Other large banks go further than we do [at consolidating]. They don't want you to make any pricing decisions or marketing decisions. They have everything centralized. We don't think that makes sense either. We think it's important to leave customer interaction, customer service, marketing, and pricing local.

ABABJ: When you say local, how local do you mean?

RK: Each market. The Spearfish, S.D., market is different from Sioux Falls, S.D., which is different from Des Moines, etc.

ABABJ: Is your bank in Spearfish a separate charter?

RK: It's a branch that reports to a regional president. But the branch manager has authority to price.

The bottom line has to be reached, but how you get there is up to you. The regional president will coach and suggest, but we have no policy that says, every bank in this state must do this. Now obviously if we're advertising in the Twin Cities market we can't have different pricing coming from our Wayzata bank [a suburb of Minneapolis] and our downtown bank. And we don't allow the Wayzata commercial bankers to go over to St. Paul and steal customers from our bank over there.

The reason we don't get a lot of negative feelings about the things we consolidate is it's in [the branch managers'] interest.

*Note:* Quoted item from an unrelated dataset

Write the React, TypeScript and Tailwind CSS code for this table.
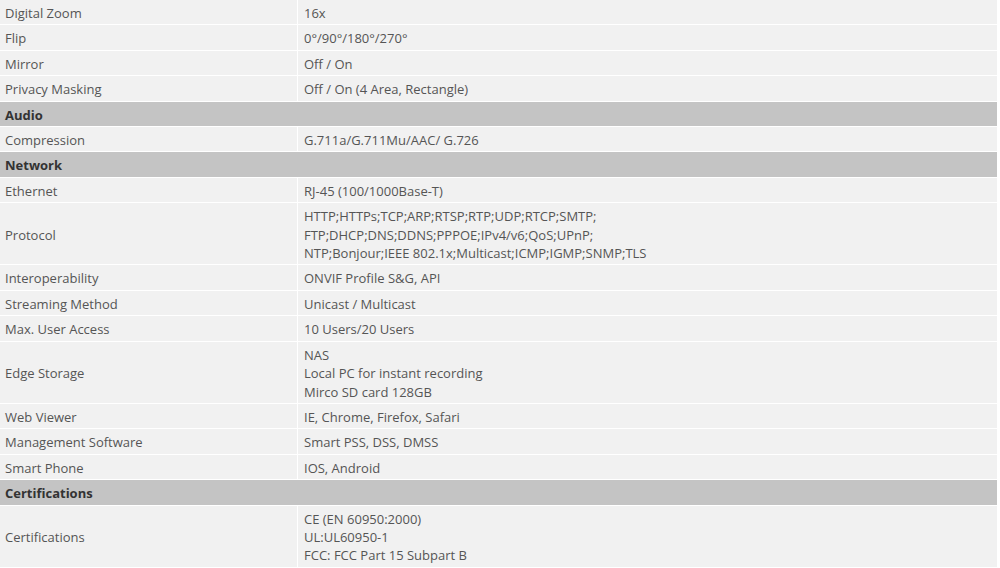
import React from "react";

type Row = { h: string } | { k: string; v: string[] };

const rows: Row[] = [
  { k: "Digital Zoom", v: ["16x"] },
  { k: "Flip", v: ["0°/90°/180°/270°"] },
  { k: "Mirror", v: ["Off / On"] },
  { k: "Privacy Masking", v: ["Off / On (4 Area, Rectangle)"] },
  { h: "Audio" },
  { k: "Compression", v: ["G.711a/G.711Mu/AAC/ G.726"] },
  { h: "Network" },
  { k: "Ethernet", v: ["RJ-45 (100/1000Base-T)"] },
  {
    k: "Protocol",
    v: [
      "HTTP;HTTPs;TCP;ARP;RTSP;RTP;UDP;RTCP;SMTP;",
      "FTP;DHCP;DNS;DDNS;PPPOE;IPv4/v6;QoS;UPnP;",
      "NTP;Bonjour;IEEE 802.1x;Multicast;ICMP;IGMP;SNMP;TLS",
    ],
  },
  { k: "Interoperability", v: ["ONVIF Profile S&G, API"] },
  { k: "Streaming Method", v: ["Unicast / Multicast"] },
  { k: "Max. User Access", v: ["10 Users/20 Users"] },
  { k: "Edge Storage", v: ["NAS", "Local PC for instant recording", "Mirco SD card 128GB"] },
  { k: "Web Viewer", v: ["IE, Chrome, Firefox, Safari"] },
  { k: "Management Software", v: ["Smart PSS, DSS, DMSS"] },
  { k: "Smart Phone", v: ["IOS, Android"] },
  { h: "Certifications" },
  { k: "Certifications", v: ["CE (EN 60950:2000)", "UL:UL60950-1", "FCC: FCC Part 15 Subpart B"] },
];

export default function App() {
  return (
    <div className="w-[1000px] h-[568px] overflow-hidden bg-white">
      <div
        className="w-[997px] grid grid-cols-[297px_1fr] gap-px bg-white text-[13px] leading-[18.4px] text-[#555555]"
        style={{ fontFamily: '"Open Sans", "Noto Sans", sans-serif' }}
      >
        {rows.map((r, i) =>
          "h" in r ? (
            <div
              key={i}
              className="col-span-2 bg-[#c4c4c4] px-[5px] pt-[4px] pb-[2px] font-bold text-[#333333]"
            >
              {r.h}
            </div>
          ) : (
            <React.Fragment key={i}>
              <div className="bg-[#f1f1f1] px-[5px] pt-[4px] pb-[2px] flex items-center">{r.k}</div>
              <div className="bg-[#f1f1f1] px-[6px] pt-[4px] pb-[2px]">
                {r.v.map((line, j) => (
                  <div key={j}>{line}</div>
                ))}
              </div>
            </React.Fragment>
          )
        )}
      </div>
    </div>
  );
}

If we're really saving them money it allows them to be more competitive.

You have to have a reason to centralize, otherwise it should be decentralized. The specifics can change, of course. For example, we're now consolidating to even fewer operating centers than we used to have because technology has advanced so we need bigger factories to justify the investment. We see that as a natural evolution. But the principle is still there. I don't ever foresee the day when things like pricing decisions and credit decisions will ever become centralized. A lot of my colleagues disagree with that.